Greek tragedies are considered one of the greatest heritages of the white western world. But what does it mean when they are adapted by Black/African writers in postcolonial and post-Apartheid societies to narrate their contemporary African histories? What contradictions occur in these adaptations and what creative potentials do they make possible? This course is a study in adaptation of great dramatic literature of the Greek civilizations to their phenomenal evolution into popular African performances. Our task as scholars in this class is the mediation of the meeting of great minds like Euripides, Aeschylus, Sophocles, Wole Soyinka, Ola Rotimi, Athol Fugard, Femi Osofisan, Efua Sutherland, and Yael Farber through critical analysis. What insights do we derive about history and culture when Hellenism becomes a narrative paradigm for African/Black nationalism?

We will parse Greek tragedies, the African adaptations, and critical studies of these works to understand the making of multicultural literature, the de-colonization agenda that goes into the project of adaptation, 2 and what world history and culture both gain (or lose) through these re-creative works. As we put the classical writings from Ancient Greek in dialogue with texts that formed the background of African anticolonial revolutions, we will analyze how Africans have used these works to re-shape literary canon and given their world and their histories universal purchase.  While this course involves creative writing and some staged performances, you do not need prior experience to be a member of this class. 
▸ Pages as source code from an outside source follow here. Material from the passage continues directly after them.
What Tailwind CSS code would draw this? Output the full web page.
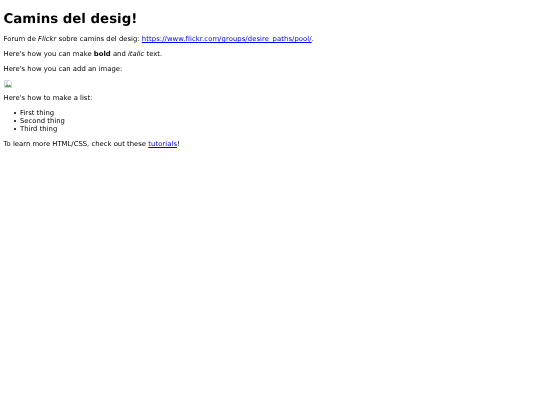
<!DOCTYPE html>
<html lang="ca">

<head>
  <meta charset="UTF-8" />
  <title>Camins del desig</title>
  <script src="https://cdn.jsdelivr.net/npm/@tailwindcss/browser@4"></script>
</head>

<body class="bg-white text-black font-['DejaVu_Sans',sans-serif] text-[6.85px] leading-[8px] px-[3.5px] pt-[11.5px] [text-rendering:geometricPrecision] blur-[0.25px]">
  <h1 class="text-[13.33px] leading-[15.5px] font-bold mb-[8px]">Camins del desig!</h1>
  <p class="mb-[6.85px]">Forum de <em>Flickr</em> sobre camins del desig: <a class="text-[#0000ee] underline tracking-[0.07px]" href="#">https://www.flickr.com/groups/desire_paths/pool/</a>.</p>
  <p class="mb-[6.85px]">Here's how you can make <strong>bold</strong> and <em>italic</em> text.</p>
  <p class="mb-[6.85px]">Here's how you can add an image:</p>
  <p class="mb-[6.85px] h-[8px]">
    <svg width="8" height="8" viewBox="0 0 16 16" class="block">
      <path d="M1 1H11L15 5V15H1Z" fill="#fff" stroke="#a9a9a9" />
      <path d="M2 13L6 8L9 11L12 9L14 12V14H2Z" fill="#5fa55a" />
      <path d="M3 3H8V7H3Z" fill="#bcd3ee" />
    </svg>
  </p>
  <p class="mb-[6.85px]">Here's how to make a list:</p>
  <ul class="pl-[16.5px] mb-[6.85px]">
    <li class="relative"><span class="absolute left-[-6.5px] top-[3px] w-[2.2px] h-[2.2px] rounded-full bg-black"></span>First thing</li>
    <li class="relative"><span class="absolute left-[-6.5px] top-[3px] w-[2.2px] h-[2.2px] rounded-full bg-black"></span>Second thing</li>
    <li class="relative"><span class="absolute left-[-6.5px] top-[3px] w-[2.2px] h-[2.2px] rounded-full bg-black"></span>Third thing</li>
  </ul>
  <p>To learn more HTML/CSS, check out these <a class="text-[#0000ee] underline tracking-[0.07px]" href="#">tutorials</a>!</p>
</body>

</html>
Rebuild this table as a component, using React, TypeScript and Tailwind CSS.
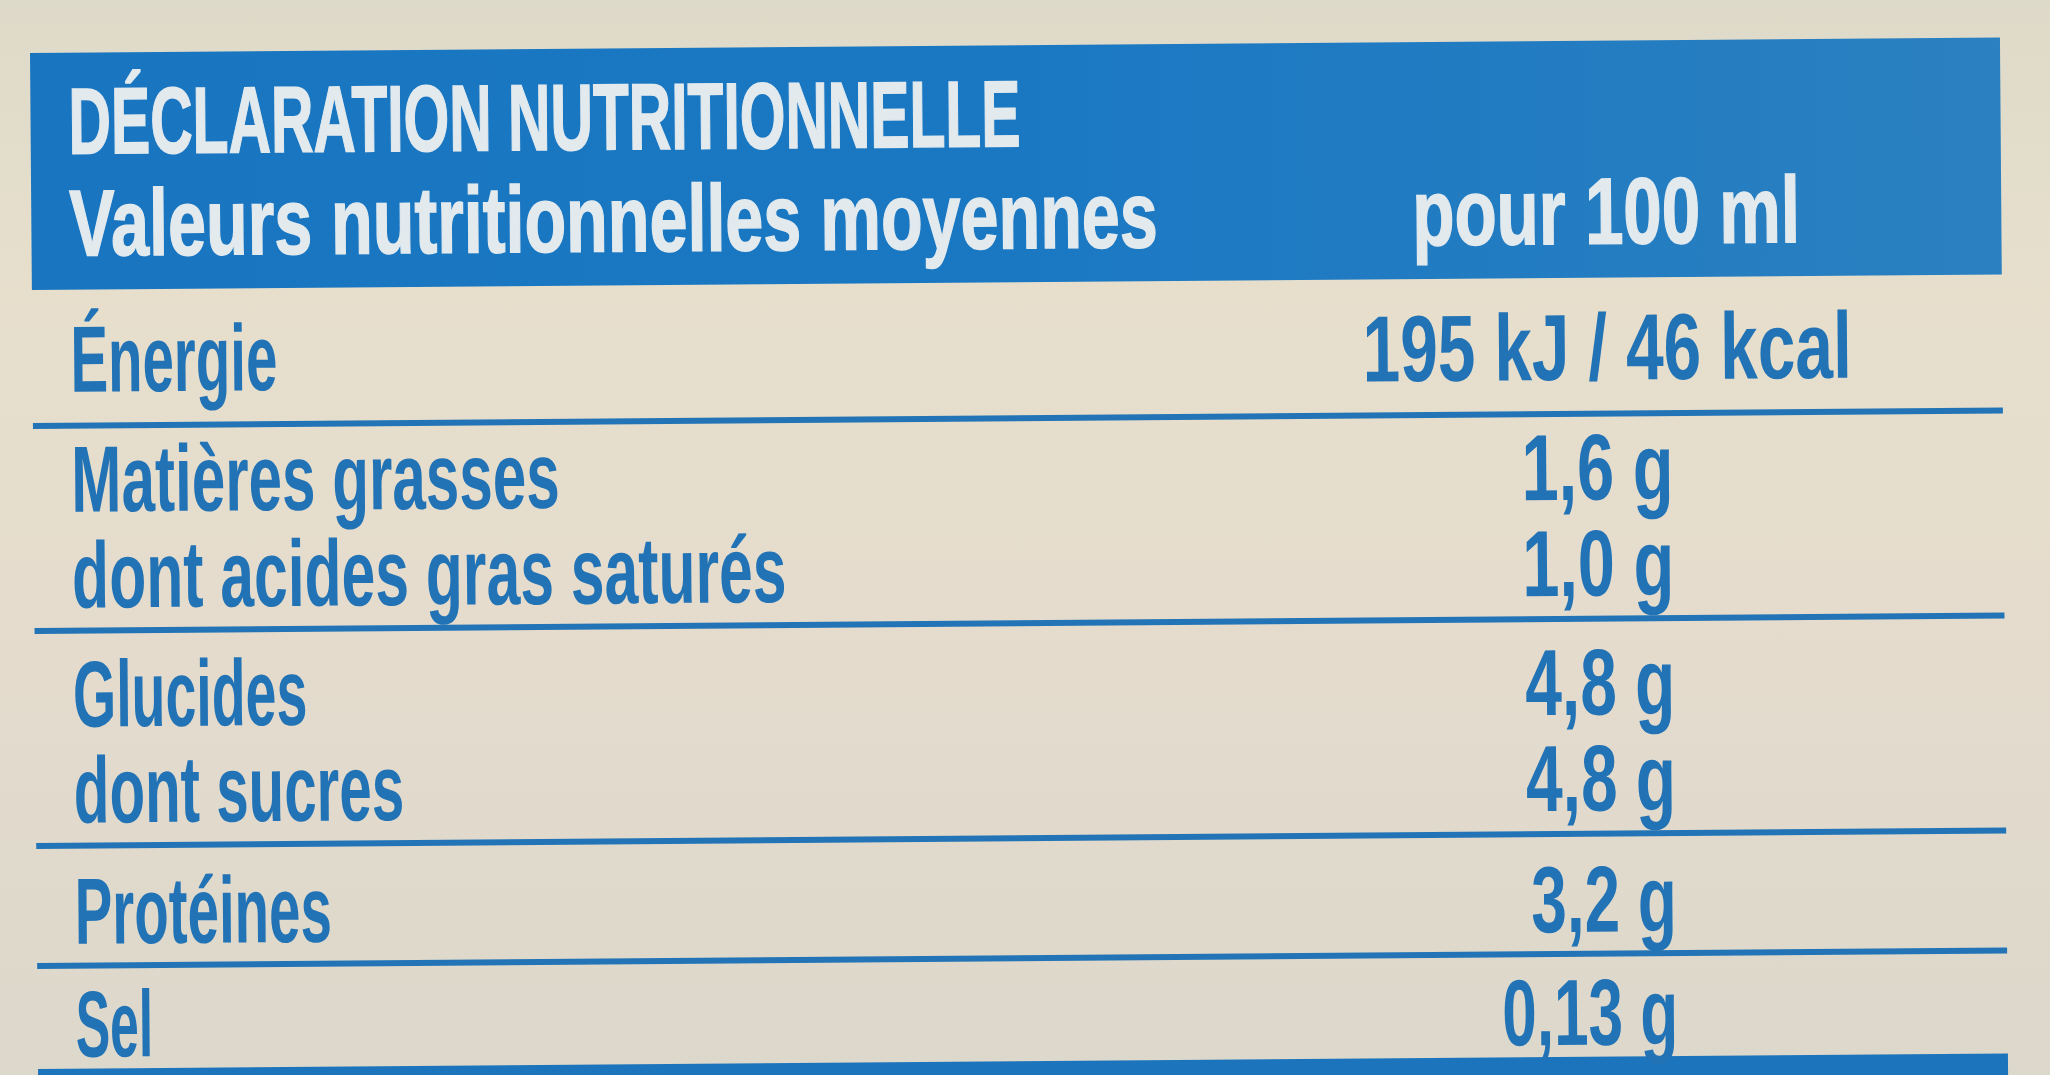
import React from "react";

type Item = {
  label: string;
  labelScale: string;
  value: string;
  valueScale: string;
  centered?: boolean;
};

type Group = { pad: string; items: Item[] };

const groups: Group[] = [
  {
    pad: "pt-[22px] pb-[15px]",
    items: [
      {
        label: "Énergie",
        labelScale: "scale-x-[0.6]",
        value: "195 kJ / 46 kcal",
        valueScale: "scale-x-[0.72]",
        centered: true,
      },
    ],
  },
  {
    pad: "pt-[3px] pb-[4px]",
    items: [
      { label: "Matières grasses", labelScale: "scale-x-[0.64]", value: "1,6 g", valueScale: "scale-x-[0.71]" },
      { label: "dont acides gras saturés", labelScale: "scale-x-[0.645]", value: "1,0 g", valueScale: "scale-x-[0.71]" },
    ],
  },
  {
    pad: "pt-[13px] pb-[4px]",
    items: [
      { label: "Glucides", labelScale: "scale-x-[0.59]", value: "4,8 g", valueScale: "scale-x-[0.7]" },
      { label: "dont sucres", labelScale: "scale-x-[0.62]", value: "4,8 g", valueScale: "scale-x-[0.7]" },
    ],
  },
  {
    pad: "pt-[15px] pb-[3px]",
    items: [{ label: "Protéines", labelScale: "scale-x-[0.6]", value: "3,2 g", valueScale: "scale-x-[0.68]" }],
  },
];

function Row({ item, leading = "leading-[96px]" }: { item: Item; leading?: string }) {
  return (
    <div className={`flex whitespace-nowrap ${leading}`}>
      <div className="w-[1425px] shrink-0 pl-[38px]">
        <span className={`inline-block origin-left ${item.labelScale}`}>{item.label}</span>
      </div>
      <div className={`flex w-[300px] shrink-0 ${item.centered ? "justify-center" : "justify-end pr-[85px]"}`}>
        <span className={`inline-block shrink-0 ${item.centered ? "origin-center" : "origin-right"} ${item.valueScale}`}>
          {item.value}
        </span>
      </div>
    </div>
  );
}

export default function App() {
  return (
    <div className="relative h-[1075px] w-[2050px] overflow-hidden bg-[linear-gradient(180deg,#dedac9_0%,#e7dfcc_28%,#e4dbcd_62%,#dcd8cb_100%)] font-['Liberation_Sans',Arial,sans-serif]">
      <div className="ml-[30px] mt-[53px] w-[1970px] origin-top-left rotate-[-0.45deg]">
        {/* blue header */}
        <div className="h-[237px] bg-linear-to-r from-[#1975c0] via-[#1a78c3] to-[#2a80c0] pt-[18px] text-[94px] font-bold leading-[102px] text-[#e3eaee] [-webkit-text-stroke:1.5px_#e3eaee]">
          <div className="whitespace-nowrap pl-[38px]">
            <span className="inline-block origin-left scale-x-[0.625]">DÉCLARATION NUTRITIONNELLE</span>
          </div>
          <div className="flex whitespace-nowrap">
            <div className="w-[1425px] shrink-0 pl-[38px]">
              <span className="inline-block origin-left scale-x-[0.726]">Valeurs nutritionnelles moyennes</span>
            </div>
            <div className="flex w-[300px] shrink-0 justify-center">
              <span className="inline-block shrink-0 origin-center scale-x-[0.735]">pour 100 ml</span>
            </div>
          </div>
        </div>

        {/* nutrient rows */}
        <div className="text-[94px] font-bold text-[#2273b6]">
          {groups.map((g, i) => (
            <div key={i} className={`border-b-[6px] border-[#2274b6] ${g.pad}`}>
              {g.items.map((item) => (
                <Row key={item.label} item={item} />
              ))}
            </div>
          ))}
          <div className="pt-[12px]">
            <Row
              item={{ label: "Sel", labelScale: "scale-x-[0.55]", value: "0,13 g", valueScale: "scale-x-[0.66]" }}
              leading="leading-[88px]"
            />
          </div>
          <div className="h-[30px] bg-[#1c74bc]" />
        </div>
      </div>
    </div>
  );
}
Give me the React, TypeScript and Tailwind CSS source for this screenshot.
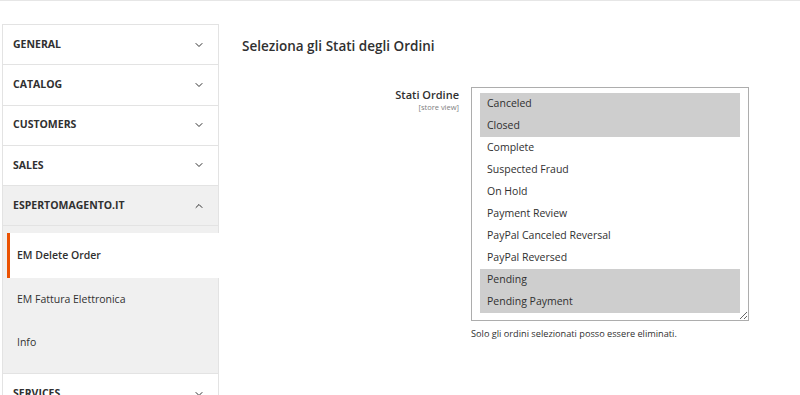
import { ChevronDown, ChevronUp } from 'lucide-react'

const sections = ['GENERAL', 'CATALOG', 'CUSTOMERS', 'SALES']

const statuses = [
  { label: 'Canceled', selected: true },
  { label: 'Closed', selected: true },
  { label: 'Complete', selected: false },
  { label: 'Suspected Fraud', selected: false },
  { label: 'On Hold', selected: false },
  { label: 'Payment Review', selected: false },
  { label: 'PayPal Canceled Reversal', selected: false },
  { label: 'PayPal Reversed', selected: false },
  { label: 'Pending', selected: true },
  { label: 'Pending Payment', selected: true },
]

export default function App() {
  return (
    <div className="h-[395px] w-[800px] overflow-hidden border-t border-[#e6e6e6] bg-white font-['Open_Sans',sans-serif] text-[#303030]">
      <div className="flex pt-[23px]">

        {/* Sidebar */}
        <div className="ml-[2px] w-[217px] shrink-0">
          <div className="border border-b-0 border-[#e3e3e3]">
            {sections.map((s) => (
              <div key={s} className="flex h-[40.25px] items-center justify-between border-b border-[#e3e3e3] pl-[10px] pr-[13px]">
                <span className="text-[10.5px] font-bold">{s}</span>
                <ChevronDown size={12} strokeWidth={2} className="text-[#303030]" />
              </div>
            ))}
            <div className="flex h-[40px] items-center justify-between border-b border-[#e3e3e3] bg-[#f0f0f0] pl-[10px] pr-[13px]">
              <span className="text-[10.5px] font-bold">ESPERTOMAGENTO.IT</span>
              <ChevronUp size={12} strokeWidth={2} className="text-[#303030]" />
            </div>
          </div>

          {/* Submenu */}
          <div className="border-x border-b border-[#e3e3e3] bg-[#f0f0f0] pt-[7px] pb-[9px]">
            <div className="relative -mr-[20px] ml-[4px] flex h-[45px] items-center border-l-[3px] border-[#eb5202] bg-white pl-[7px]">
              <span className="text-[10.5px] font-semibold">EM Delete Order</span>
            </div>
            <div className="flex h-[43px] items-center pl-[14px] text-[10.5px]">EM Fattura Elettronica</div>
            <div className="flex h-[43px] items-center pl-[14px] text-[10.5px]">Info</div>
          </div>

          <div className="flex h-[40px] items-center justify-between border-x border-[#e3e3e3] pl-[10px] pr-[13px]">
            <span className="text-[10.5px] font-bold">SERVICES</span>
            <ChevronDown size={12} strokeWidth={2} className="text-[#303030]" />
          </div>
        </div>

        {/* Content */}
        <div className="flex-1 pl-[23px]">
          <h2 className="mt-[12px] text-[13.5px] font-semibold text-[#303030]">Seleziona gli Stati degli Ordini</h2>

          <div className="mt-[31px] flex">
            <div className="w-[229px] pr-[12px] text-right">
              <div className="text-[11px] font-semibold leading-[15px]">Stati Ordine</div>
              <div className="text-[7.5px] leading-[10px] text-[#808080]">[store view]</div>
            </div>
            <div>
              <div className="h-[234px] w-[278px] resize overflow-hidden border border-[#adadad] px-[8px] pt-[5px]">
                {statuses.map((o) => (
                  <div
                    key={o.label}
                    className={`flex h-[22px] items-center pl-[7px] text-[10.5px] ${o.selected ? 'bg-[#cecece]' : ''}`}
                  >
                    {o.label}
                  </div>
                ))}
              </div>
              <p className="mt-[6px] text-[9.2px] text-[#303030]">Solo gli ordini selezionati posso essere eliminati.</p>
            </div>
          </div>
        </div>

      </div>
    </div>
  )
}
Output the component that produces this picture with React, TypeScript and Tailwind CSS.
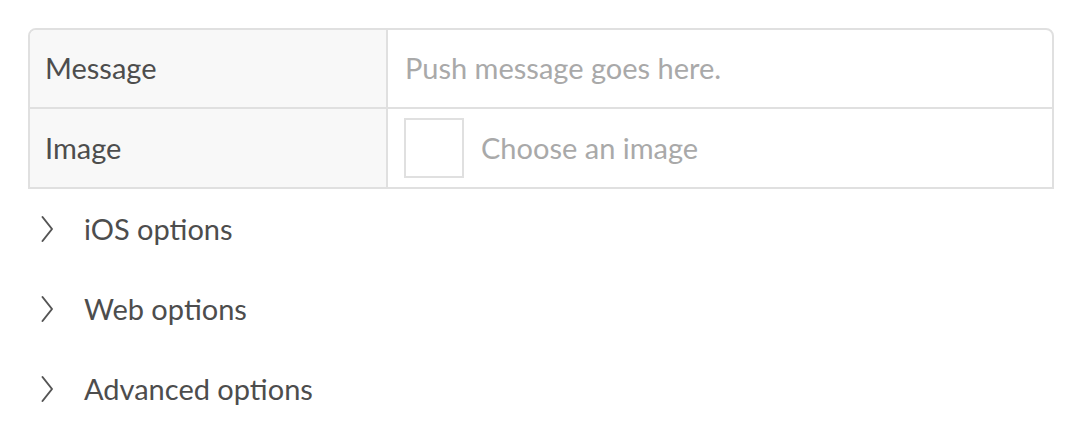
import React from "react";

function Chevron() {
  return (
    <svg width="14" height="28" viewBox="0 0 14 28" fill="none" className="shrink-0">
      <path d="M2.5 2 L12 14 L2.5 26" stroke="#555555" strokeWidth="2" strokeLinecap="round" strokeLinejoin="round" />
    </svg>
  );
}

export default function App() {
  const font = { fontFamily: "Lato, 'Open Sans', sans-serif" };
  return (
    <div className="w-[1080px] h-[432px] bg-white pt-[28px] pl-[28px]" style={font}>
      <div className="w-[1026px] border-2 border-[#e0e0e0] rounded-t-[8px] overflow-hidden">
        <div className="flex h-[79px] border-b-2 border-[#e0e0e0]">
          <div className="w-[358px] bg-[#f8f8f8] border-r-2 border-[#e0e0e0] flex items-center pl-[15px] pb-[2px] text-[29px] text-[#4d4d4d]">
            Message
          </div>
          <div className="flex-1 flex items-center pl-[17px] pb-[2px] text-[29px] text-[#a9a9a9]">
            Push message goes here.
          </div>
        </div>
        <div className="flex h-[78px]">
          <div className="w-[358px] bg-[#f8f8f8] border-r-2 border-[#e0e0e0] flex items-center pl-[15px] text-[29px] text-[#4d4d4d]">
            Image
          </div>
          <div className="flex-1 flex items-center pl-[16px] gap-[17px] text-[29px] text-[#a9a9a9]">
            <div className="w-[60px] h-[60px] border-2 border-[#e0e0e0] bg-white" />
            <span>Choose an image</span>
          </div>
        </div>
      </div>
      <div className="flex flex-col">
        {["iOS options", "Web options", "Advanced options"].map((t) => (
          <div key={t} className="flex items-center h-[80px] pl-[12px] gap-[30px] text-[29px] text-[#4d4d4d]">
            <Chevron />
            <span>{t}</span>
          </div>
        ))}
      </div>
    </div>
  );
}
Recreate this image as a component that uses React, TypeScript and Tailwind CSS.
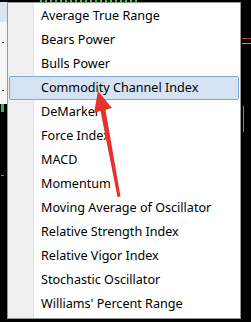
import React from "react";

const items = [
  "Average True Range",
  "Bears Power",
  "Bulls Power",
  "Commodity Channel Index",
  "DeMarker",
  "Force Index",
  "MACD",
  "Momentum",
  "Moving Average of Oscillator",
  "Relative Strength Index",
  "Relative Vigor Index",
  "Stochastic Oscillator",
  "Williams' Percent Range",
];

const ACTIVE = 3;

export default function App() {
  return (
    <div className="relative w-[251px] h-[322px] bg-black overflow-hidden flex flex-col">
      {/* chart peeking above the popup */}
      <div className="h-[2px] flex">
        <div className="w-[40px]" />
        <div className="w-[100px] bg-[repeating-linear-gradient(90deg,#3ec43e_0_2px,transparent_2px_5px)]" />
      </div>

      <div className="flex">
        {/* parent menu + chart on the left */}
        <div className="w-[7px] flex flex-col">
          <div className="h-[20px] bg-[#d8e5f3]" />
          <div className="h-[82px] bg-[#f6f6f6] flex flex-col pl-[2px]">
            <div className="h-[20px]" />
            <div className="w-[2px] h-[1px] bg-[#333]" />
            <div className="h-[47px]" />
            <div className="w-[2px] h-[1px] bg-[#333]" />
          </div>
          <div className="ml-[1px] w-[3px] h-[8px] bg-[#2fbf3a]" />
          <div className="h-[63px]" />
          <div className="ml-[1px] w-[3px] h-[1px] bg-[#2fbf3a]" />
        </div>

        {/* popup menu */}
        <div
          className="w-[234px] h-[317px] border border-[#979797] bg-white"
          style={{ fontFamily: '"Noto Sans", "Open Sans", sans-serif' }}
        >
          <ul className="h-full flex flex-col pt-[1px] px-[1px] bg-[linear-gradient(90deg,#f0f0f0_0_25px,#e3e3e3_25px_26px,#fff_26px)]">
            {items.map((label, i) => (
              <li
                key={label}
                className={
                  i === ACTIVE
                    ? "h-[24px] flex items-center whitespace-nowrap pl-[31px] text-[12.6px] text-black border border-[#7ea6d6] bg-[#d5e3f3] rounded-[2px]"
                    : "h-[24px] flex items-center whitespace-nowrap pl-[32px] text-[12.6px] text-black"
                }
              >
                {label}
              </li>
            ))}
          </ul>
        </div>

        {/* chart on the right */}
        <div className="flex-1 flex flex-col pl-[1px]">
          <div className="h-[36px]" />
          <div className="h-[1px] bg-[#c0392b]" />
          <div className="h-[4px]" />
          <div className="h-[1px] bg-[#9a9a9a]" />
          <div className="h-[62px]" />
          <div className="ml-[1px] w-[1px] h-[26px] bg-[#2fbf3a]" />
        </div>
      </div>

      {/* red annotation arrow */}
      <svg className="absolute left-0 top-0 pointer-events-none" width="251" height="322" viewBox="0 0 251 322">
        <polygon
          fill="#e5322c"
          points="98,91 94,113 100.5,111 117.5,197 120.5,196.5 105.5,109.8 112,108"
        />
      </svg>
    </div>
  );
}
No Instructor Consent Required.
(Priority goes to specific BA students in their Senior Year.  All other students may need to add to waitlist.)

T D 375H HONORS SEMINAR

Comprehensive introduction to research in the area of theatre and dance.

PREREQUISITE: Upper-division standing; admission to the Honors Program in Theatre and Dance; and consent of the head of the Theatre and Dance Honors Program.

T D 379H THESIS COURSE FOR DEPT HONORS

PREREQUISITE: Upper-division standing; T D 375H, admission to the Honors Program in Theatre and Dance; and consent of the head of the Theatre and Dance Honors Program.